A museum director from Texas is quite an exponent of reproductions. But he says one must be careful in buying them to look for color changes. Splendid advice for those who have an unlimited travel budget—and time—for making necessary comparisons in the world's museums! In fact, it reminds me of an amusing suggestion I once found in a leading art journal on advice to the new collector: "Start," said the article, "with a small Renoir or two"! So, while it might indeed sound like preposterous advice on first hearing it, you can very easily buy reproductions only of the paintings you have seen. Your visits to museums should very soon be frequent enough to give you a wide choice of reproductions.
But this gentleman has found reproductions of great benefit to the novitiate, as shown in his story about a large framed copy of El Greco's View of Toledo. A substantial businessman came to visit him one night and was deeply affected by the exciting painting, albeit it was but a duplicate. He asked if he might take it home for a few days. The owner assented.
Several weeks later the man called and invited his benefactor to dinner. What a surprise greeted the museum man. The borrower had hung the Toledoin the center of his living room and had changed everything else to harmonize with the picture. Rug. Walls. Furniture. This was the outset of a career in collecting that resulted in an admirable group of paintings and prints, with obvious future advantages for the museum whose director had started it all.
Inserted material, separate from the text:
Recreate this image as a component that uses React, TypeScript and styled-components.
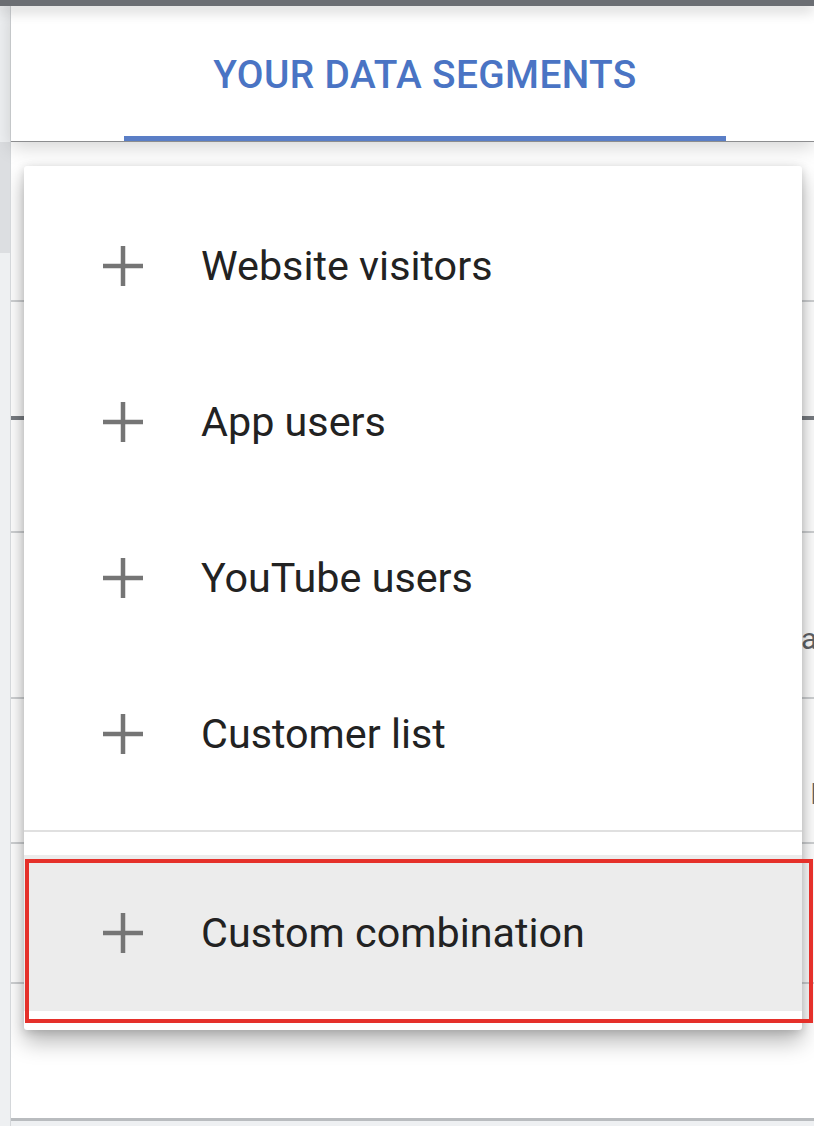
import styled, { createGlobalStyle } from 'styled-components'

const GlobalStyle = createGlobalStyle`
	html, body {
		margin: 0;
		padding: 0;
		background: #ffffff;
	}
	body {
		font-family: Roboto, 'Noto Sans', Arial, sans-serif;
	}
`

const Page = styled.div`
	width: 814px;
	height: 1126px;
	overflow: hidden;
	display: flex;
	flex-direction: column;
	background: #ffffff;
`

const TopBar = styled.div`
	height: 6px;
	flex: none;
	background: #6b6e73;
	box-shadow: 0 4px 14px rgba(0, 0, 0, 0.28);
	position: relative;
	z-index: 3;
`

const Body = styled.div`
	flex: 1;
	display: flex;
	min-height: 0;
`

const Rail = styled.div`
	width: 10px;
	flex: none;
	background: #eef0f2;
	border-right: 1px solid #d4d7da;
	padding-top: 136px;
`

const Thumb = styled.div`
	height: 111px;
	background: #dcdee1;
`

const Main = styled.div`
	flex: 1;
	display: flex;
	flex-direction: column;
	min-width: 0;
`

const Header = styled.header`
	height: 135px;
	flex: none;
	display: flex;
	background: #ffffff;
	border-bottom: 1px solid #8c8d8f;
	box-shadow: 0 6px 18px rgba(0, 0, 0, 0.16);
	position: relative;
	z-index: 2;
`

const Tab = styled.div<{ active?: boolean }>`
	margin-left: 113px;
	width: 602px;
	box-sizing: border-box;
	display: flex;
	align-items: center;
	justify-content: center;
	padding-top: 7px;
	font-size: 38.8px;
	font-weight: 500;
	letter-spacing: 0.4px;
	color: ${(props) => (props.active ? '#4a74c4' : '#5f6368')};
	border-bottom: 5px solid ${(props) => (props.active ? '#5a7ec6' : 'transparent')};
`

const Content = styled.div`
	flex: 1;
	position: relative;
	overflow: hidden;
	display: flex;
	flex-direction: column;
`

const Row = styled.div<{ h: number; line: 'light' | 'dark' | 'end' }>`
	height: ${(props) => props.h}px;
	flex: none;
	box-sizing: border-box;
	display: flex;
	align-items: center;
	border-bottom: ${(props) =>
		props.line === 'dark'
			? '4px solid #777b80'
			: props.line === 'end'
			? '3px solid #b9bcbf'
			: '2px solid #cfd1d3'};
`

// table text that sits mostly under the open menu
const CellText = styled.span<{ offset: number }>`
	margin-left: ${(props) => props.offset}px;
	margin-top: 46px;
	white-space: nowrap;
	font-size: 30px;
	color: #5f6368;
`

const Footer = styled.div`
	flex: 1;
	background: #eef0f2;
`

const Menu = styled.div`
	position: absolute;
	left: 13px;
	top: 24px;
	width: 778px;
	box-sizing: border-box;
	padding: 22px 0 19px;
	background: #ffffff;
	border-radius: 3px;
	box-shadow: 0 12px 22px rgba(0, 0, 0, 0.28), 0 2px 10px rgba(0, 0, 0, 0.16);
	z-index: 1;
`

const Item = styled.div<{ highlighted?: boolean }>`
	height: 156px;
	display: flex;
	align-items: center;
	padding-left: 79px;
	background: ${(props) => (props.highlighted ? '#ececec' : 'transparent')};
`

const Icon = styled.svg`
	width: 40px;
	height: 40px;
	flex: none;
`

const Label = styled.span`
	margin-left: 58px;
	font-size: 41.3px;
	font-weight: 400;
	color: #222222;
`

const Divider = styled.div`
	height: 2px;
	margin: 18px 0 23px;
	background: #e0e0e0;
`

const Annotation = styled.div`
	position: absolute;
	left: 14px;
	top: 717px;
	width: 788px;
	height: 164px;
	box-sizing: border-box;
	border: 4px solid #e5302a;
	z-index: 2;
	pointer-events: none;
`

function PlusIcon() {
	return (
		<Icon viewBox="0 0 40 40">
			<rect x="17.75" y="0" width="4.5" height="40" fill="#757575" />
			<rect x="0" y="17.75" width="40" height="4.5" fill="#757575" />
		</Icon>
	)
}

const segments = ['Website visitors', 'App users', 'YouTube users', 'Customer list']

export default function App() {
	return (
		<>
			<GlobalStyle />
			<Page>
				<TopBar />
				<Body>
					<Rail>
						<Thumb />
					</Rail>
					<Main>
						<Header>
							<Tab active>YOUR DATA SEGMENTS</Tab>
						</Header>
						<Content>
							<Row h={160} line="light" />
							<Row h={118} line="dark" />
							<Row h={113} line="light" />
							<Row h={166} line="light">
								<CellText offset={790}>ac</CellText>
							</Row>
							<Row h={145} line="light">
								<CellText offset={799}>In</CellText>
							</Row>
							<Row h={140} line="light" />
							<Row h={137} line="end" />
							<Footer />

							<Menu>
								{segments.map((el, index) => (
									<Item key={`segment-${index}`}>
										<PlusIcon />
										<Label>{el}</Label>
									</Item>
								))}
								<Divider />
								<Item highlighted>
									<PlusIcon />
									<Label>Custom combination</Label>
								</Item>
							</Menu>
							<Annotation />
						</Content>
					</Main>
				</Body>
			</Page>
		</>
	)
}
Notice an important situation here, one that I will discuss more fully later on. The businessman did not pick a painting to match his decor. He revised the room to suit the picture.
In sculpture I find even less reason for looking down one's nose at reproductions. In a certain sense, despite the wholesale ratio at which they may be turned out, reproductions in sculpture are not too far removed from castings done for the sculptor in a foundry, particularly if cast stone is used. Since mechanical stages are always used in producing the original work, with other hands and minds than the sculptor's, reproductions, too, can give us much of the feeling of the initial effort. This is obviously true about the form and texture of the piece. In many cases, such as plaster casts, the patina is added by chemical means, exactly as is done in making reproductions. I am opposed, and totally, to scaled-down reproductions in sculpture. These defeat the original intention of the artist and lose their character completely, taking on a toylike air. But when you find reproductions of the exact size, much pleasure and knowledge can be taken from them.
When you have gone from reproductions to your next stage, you can be very helpful to a local school or organization by turning over your reproductions to them. As I have said before, this is the one category of art purchase which will not take on added value.